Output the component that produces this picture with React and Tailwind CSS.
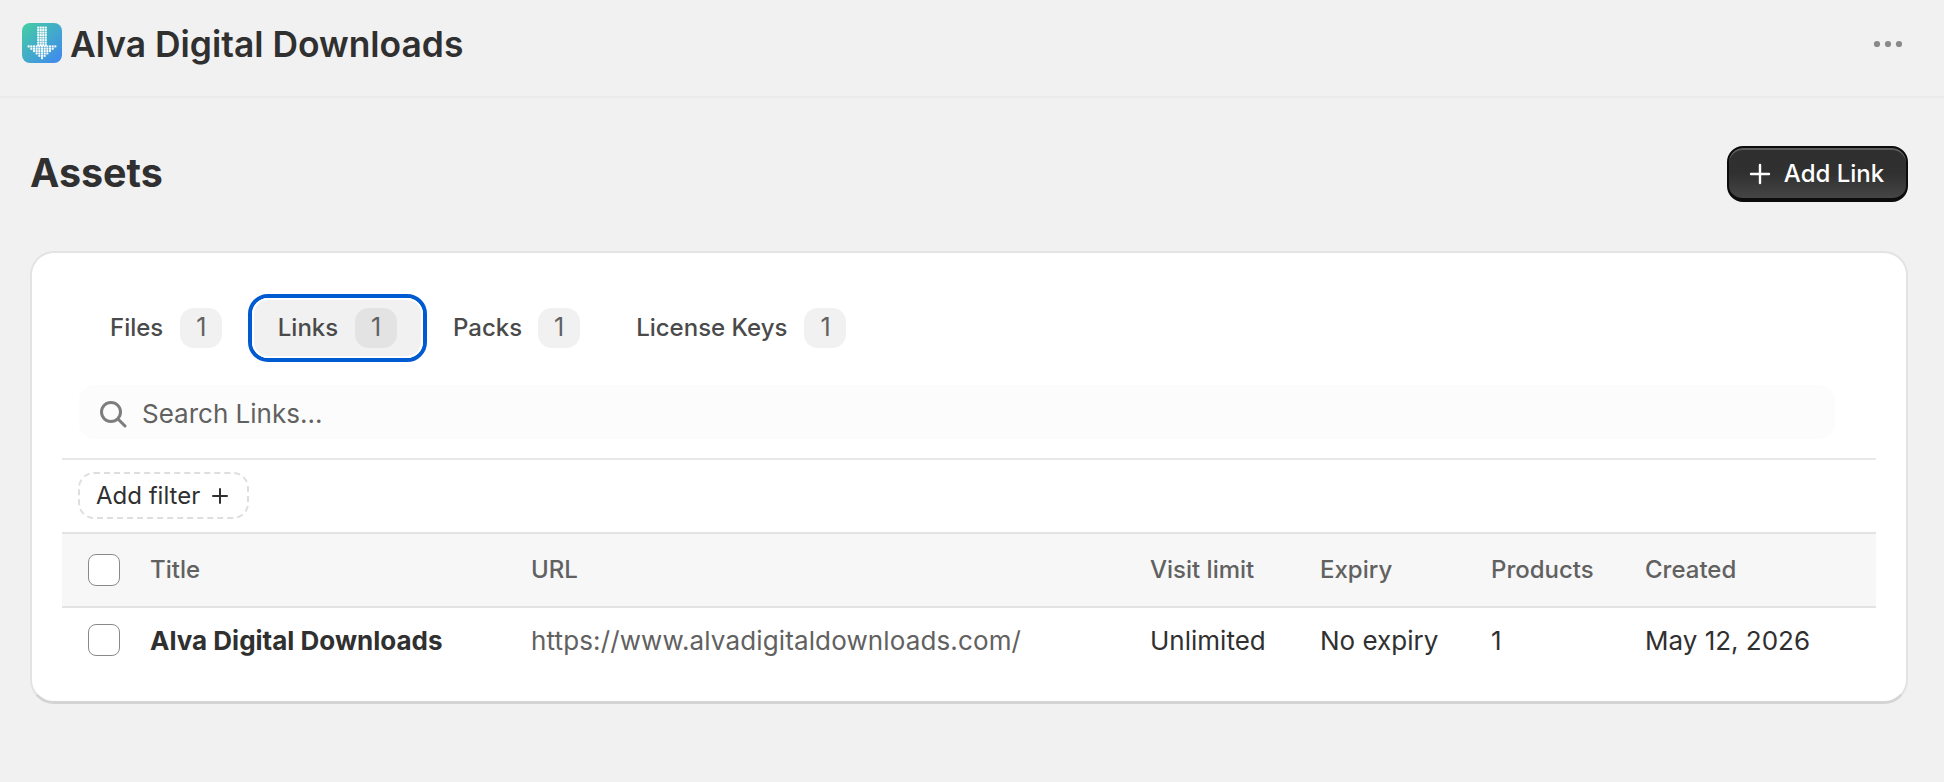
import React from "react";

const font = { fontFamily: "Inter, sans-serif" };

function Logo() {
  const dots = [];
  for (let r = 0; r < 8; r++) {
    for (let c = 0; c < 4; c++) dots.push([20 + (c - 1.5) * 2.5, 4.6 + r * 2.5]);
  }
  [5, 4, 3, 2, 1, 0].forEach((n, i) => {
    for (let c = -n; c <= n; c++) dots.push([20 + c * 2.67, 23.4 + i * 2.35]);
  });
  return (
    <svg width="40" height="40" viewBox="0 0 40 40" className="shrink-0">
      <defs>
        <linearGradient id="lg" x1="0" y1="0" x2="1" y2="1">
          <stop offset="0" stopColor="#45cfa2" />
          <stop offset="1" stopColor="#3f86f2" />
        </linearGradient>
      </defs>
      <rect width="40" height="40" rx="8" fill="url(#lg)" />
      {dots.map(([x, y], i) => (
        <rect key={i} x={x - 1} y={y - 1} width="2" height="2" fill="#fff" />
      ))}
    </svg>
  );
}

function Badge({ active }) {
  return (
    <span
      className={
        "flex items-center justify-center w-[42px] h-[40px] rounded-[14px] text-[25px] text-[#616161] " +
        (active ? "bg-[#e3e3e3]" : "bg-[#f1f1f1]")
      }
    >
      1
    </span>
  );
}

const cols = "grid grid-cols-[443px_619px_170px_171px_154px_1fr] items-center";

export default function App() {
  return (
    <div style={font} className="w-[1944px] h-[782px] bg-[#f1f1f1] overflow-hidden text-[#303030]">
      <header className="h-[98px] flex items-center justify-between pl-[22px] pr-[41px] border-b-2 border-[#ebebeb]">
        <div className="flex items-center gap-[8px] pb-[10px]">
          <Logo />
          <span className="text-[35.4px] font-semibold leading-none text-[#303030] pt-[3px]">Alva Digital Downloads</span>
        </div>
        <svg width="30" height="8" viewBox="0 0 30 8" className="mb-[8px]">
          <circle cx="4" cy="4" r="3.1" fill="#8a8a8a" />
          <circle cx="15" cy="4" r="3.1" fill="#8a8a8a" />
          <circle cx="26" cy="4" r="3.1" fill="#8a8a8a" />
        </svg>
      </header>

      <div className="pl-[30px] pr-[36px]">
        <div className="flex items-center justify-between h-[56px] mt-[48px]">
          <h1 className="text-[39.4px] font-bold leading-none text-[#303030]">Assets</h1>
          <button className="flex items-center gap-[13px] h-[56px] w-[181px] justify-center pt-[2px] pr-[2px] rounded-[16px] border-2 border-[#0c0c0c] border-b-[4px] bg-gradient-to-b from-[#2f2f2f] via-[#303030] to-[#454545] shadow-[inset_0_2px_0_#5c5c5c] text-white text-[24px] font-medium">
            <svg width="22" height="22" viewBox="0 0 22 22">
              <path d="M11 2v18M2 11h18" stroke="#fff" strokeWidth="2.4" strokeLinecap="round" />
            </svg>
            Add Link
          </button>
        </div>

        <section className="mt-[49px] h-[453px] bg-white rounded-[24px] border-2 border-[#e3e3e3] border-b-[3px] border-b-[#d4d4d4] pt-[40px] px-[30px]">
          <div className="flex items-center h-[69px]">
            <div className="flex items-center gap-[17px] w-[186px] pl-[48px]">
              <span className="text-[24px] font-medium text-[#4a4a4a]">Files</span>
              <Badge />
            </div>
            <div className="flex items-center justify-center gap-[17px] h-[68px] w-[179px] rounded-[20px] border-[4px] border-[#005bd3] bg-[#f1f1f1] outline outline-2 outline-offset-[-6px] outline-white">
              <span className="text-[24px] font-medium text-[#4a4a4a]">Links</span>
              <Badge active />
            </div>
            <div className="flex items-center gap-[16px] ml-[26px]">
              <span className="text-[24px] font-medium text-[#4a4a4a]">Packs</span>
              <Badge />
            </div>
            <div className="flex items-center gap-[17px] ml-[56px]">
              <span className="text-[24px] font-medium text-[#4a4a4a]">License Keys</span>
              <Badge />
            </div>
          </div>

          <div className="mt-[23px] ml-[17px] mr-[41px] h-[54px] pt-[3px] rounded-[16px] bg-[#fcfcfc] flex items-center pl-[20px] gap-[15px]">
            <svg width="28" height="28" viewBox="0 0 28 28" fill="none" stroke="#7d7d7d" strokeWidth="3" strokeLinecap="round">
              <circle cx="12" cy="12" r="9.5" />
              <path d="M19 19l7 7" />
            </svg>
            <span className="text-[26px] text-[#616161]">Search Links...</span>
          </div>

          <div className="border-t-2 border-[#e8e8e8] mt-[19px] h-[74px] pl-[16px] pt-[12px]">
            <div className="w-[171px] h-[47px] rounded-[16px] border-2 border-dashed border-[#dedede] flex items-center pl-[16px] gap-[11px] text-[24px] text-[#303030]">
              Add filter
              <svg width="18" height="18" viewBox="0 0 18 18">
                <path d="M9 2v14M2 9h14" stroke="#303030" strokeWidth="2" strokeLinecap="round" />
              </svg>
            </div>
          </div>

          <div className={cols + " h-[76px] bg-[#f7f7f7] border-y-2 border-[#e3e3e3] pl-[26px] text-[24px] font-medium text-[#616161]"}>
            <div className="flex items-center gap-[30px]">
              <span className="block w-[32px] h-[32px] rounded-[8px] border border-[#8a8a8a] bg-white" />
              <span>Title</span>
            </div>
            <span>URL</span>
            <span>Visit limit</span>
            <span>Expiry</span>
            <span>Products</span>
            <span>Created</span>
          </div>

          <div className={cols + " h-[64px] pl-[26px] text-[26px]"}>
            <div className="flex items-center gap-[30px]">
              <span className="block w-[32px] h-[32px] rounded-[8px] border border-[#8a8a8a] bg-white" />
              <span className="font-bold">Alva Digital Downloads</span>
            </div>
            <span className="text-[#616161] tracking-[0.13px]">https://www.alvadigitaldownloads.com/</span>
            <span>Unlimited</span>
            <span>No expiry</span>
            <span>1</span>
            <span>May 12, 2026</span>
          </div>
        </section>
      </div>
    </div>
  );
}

● EXERCISE BRIEF
Reproduce all of the data exactly; the pictures do not belong in the copy.

● ANSWER FOR THIS EXERCISE
Output the component that produces this picture with React and Tailwind CSS.
import React from "react";

const font = { fontFamily: "Inter, sans-serif" };

function Logo() {
  const dots = [];
  for (let r = 0; r < 8; r++) {
    for (let c = 0; c < 4; c++) dots.push([20 + (c - 1.5) * 2.5, 4.6 + r * 2.5]);
  }
  [5, 4, 3, 2, 1, 0].forEach((n, i) => {
    for (let c = -n; c <= n; c++) dots.push([20 + c * 2.67, 23.4 + i * 2.35]);
  });
  return (
    <svg width="40" height="40" viewBox="0 0 40 40" className="shrink-0">
      <defs>
        <linearGradient id="lg" x1="0" y1="0" x2="1" y2="1">
          <stop offset="0" stopColor="#45cfa2" />
          <stop offset="1" stopColor="#3f86f2" />
        </linearGradient>
      </defs>
      <rect width="40" height="40" rx="8" fill="url(#lg)" />
      {dots.map(([x, y], i) => (
        <rect key={i} x={x - 1} y={y - 1} width="2" height="2" fill="#fff" />
      ))}
    </svg>
  );
}

function Badge({ active }) {
  return (
    <span
      className={
        "flex items-center justify-center w-[42px] h-[40px] rounded-[14px] text-[25px] text-[#616161] " +
        (active ? "bg-[#e3e3e3]" : "bg-[#f1f1f1]")
      }
    >
      1
    </span>
  );
}

const cols = "grid grid-cols-[443px_619px_170px_171px_154px_1fr] items-center";

export default function App() {
  return (
    <div style={font} className="w-[1944px] h-[782px] bg-[#f1f1f1] overflow-hidden text-[#303030]">
      <header className="h-[98px] flex items-center justify-between pl-[22px] pr-[41px] border-b-2 border-[#ebebeb]">
        <div className="flex items-center gap-[8px] pb-[10px]">
          <Logo />
          <span className="text-[35.4px] font-semibold leading-none text-[#303030] pt-[3px]">Alva Digital Downloads</span>
        </div>
        <svg width="30" height="8" viewBox="0 0 30 8" className="mb-[8px]">
          <circle cx="4" cy="4" r="3.1" fill="#8a8a8a" />
          <circle cx="15" cy="4" r="3.1" fill="#8a8a8a" />
          <circle cx="26" cy="4" r="3.1" fill="#8a8a8a" />
        </svg>
      </header>

      <div className="pl-[30px] pr-[36px]">
        <div className="flex items-center justify-between h-[56px] mt-[48px]">
          <h1 className="text-[39.4px] font-bold leading-none text-[#303030]">Assets</h1>
          <button className="flex items-center gap-[13px] h-[56px] w-[181px] justify-center pt-[2px] pr-[2px] rounded-[16px] border-2 border-[#0c0c0c] border-b-[4px] bg-gradient-to-b from-[#2f2f2f] via-[#303030] to-[#454545] shadow-[inset_0_2px_0_#5c5c5c] text-white text-[24px] font-medium">
            <svg width="22" height="22" viewBox="0 0 22 22">
              <path d="M11 2v18M2 11h18" stroke="#fff" strokeWidth="2.4" strokeLinecap="round" />
            </svg>
            Add Link
          </button>
        </div>

        <section className="mt-[49px] h-[453px] bg-white rounded-[24px] border-2 border-[#e3e3e3] border-b-[3px] border-b-[#d4d4d4] pt-[40px] px-[30px]">
          <div className="flex items-center h-[69px]">
            <div className="flex items-center gap-[17px] w-[186px] pl-[48px]">
              <span className="text-[24px] font-medium text-[#4a4a4a]">Files</span>
              <Badge />
            </div>
            <div className="flex items-center justify-center gap-[17px] h-[68px] w-[179px] rounded-[20px] border-[4px] border-[#005bd3] bg-[#f1f1f1] outline outline-2 outline-offset-[-6px] outline-white">
              <span className="text-[24px] font-medium text-[#4a4a4a]">Links</span>
              <Badge active />
            </div>
            <div className="flex items-center gap-[16px] ml-[26px]">
              <span className="text-[24px] font-medium text-[#4a4a4a]">Packs</span>
              <Badge />
            </div>
            <div className="flex items-center gap-[17px] ml-[56px]">
              <span className="text-[24px] font-medium text-[#4a4a4a]">License Keys</span>
              <Badge />
            </div>
          </div>

          <div className="mt-[23px] ml-[17px] mr-[41px] h-[54px] pt-[3px] rounded-[16px] bg-[#fcfcfc] flex items-center pl-[20px] gap-[15px]">
            <svg width="28" height="28" viewBox="0 0 28 28" fill="none" stroke="#7d7d7d" strokeWidth="3" strokeLinecap="round">
              <circle cx="12" cy="12" r="9.5" />
              <path d="M19 19l7 7" />
            </svg>
            <span className="text-[26px] text-[#616161]">Search Links...</span>
          </div>

          <div className="border-t-2 border-[#e8e8e8] mt-[19px] h-[74px] pl-[16px] pt-[12px]">
            <div className="w-[171px] h-[47px] rounded-[16px] border-2 border-dashed border-[#dedede] flex items-center pl-[16px] gap-[11px] text-[24px] text-[#303030]">
              Add filter
              <svg width="18" height="18" viewBox="0 0 18 18">
                <path d="M9 2v14M2 9h14" stroke="#303030" strokeWidth="2" strokeLinecap="round" />
              </svg>
            </div>
          </div>

          <div className={cols + " h-[76px] bg-[#f7f7f7] border-y-2 border-[#e3e3e3] pl-[26px] text-[24px] font-medium text-[#616161]"}>
            <div className="flex items-center gap-[30px]">
              <span className="block w-[32px] h-[32px] rounded-[8px] border border-[#8a8a8a] bg-white" />
              <span>Title</span>
            </div>
            <span>URL</span>
            <span>Visit limit</span>
            <span>Expiry</span>
            <span>Products</span>
            <span>Created</span>
          </div>

          <div className={cols + " h-[64px] pl-[26px] text-[26px]"}>
            <div className="flex items-center gap-[30px]">
              <span className="block w-[32px] h-[32px] rounded-[8px] border border-[#8a8a8a] bg-white" />
              <span className="font-bold">Alva Digital Downloads</span>
            </div>
            <span className="text-[#616161] tracking-[0.13px]">https://www.alvadigitaldownloads.com/</span>
            <span>Unlimited</span>
            <span>No expiry</span>
            <span>1</span>
            <span>May 12, 2026</span>
          </div>
        </section>
      </div>
    </div>
  );
}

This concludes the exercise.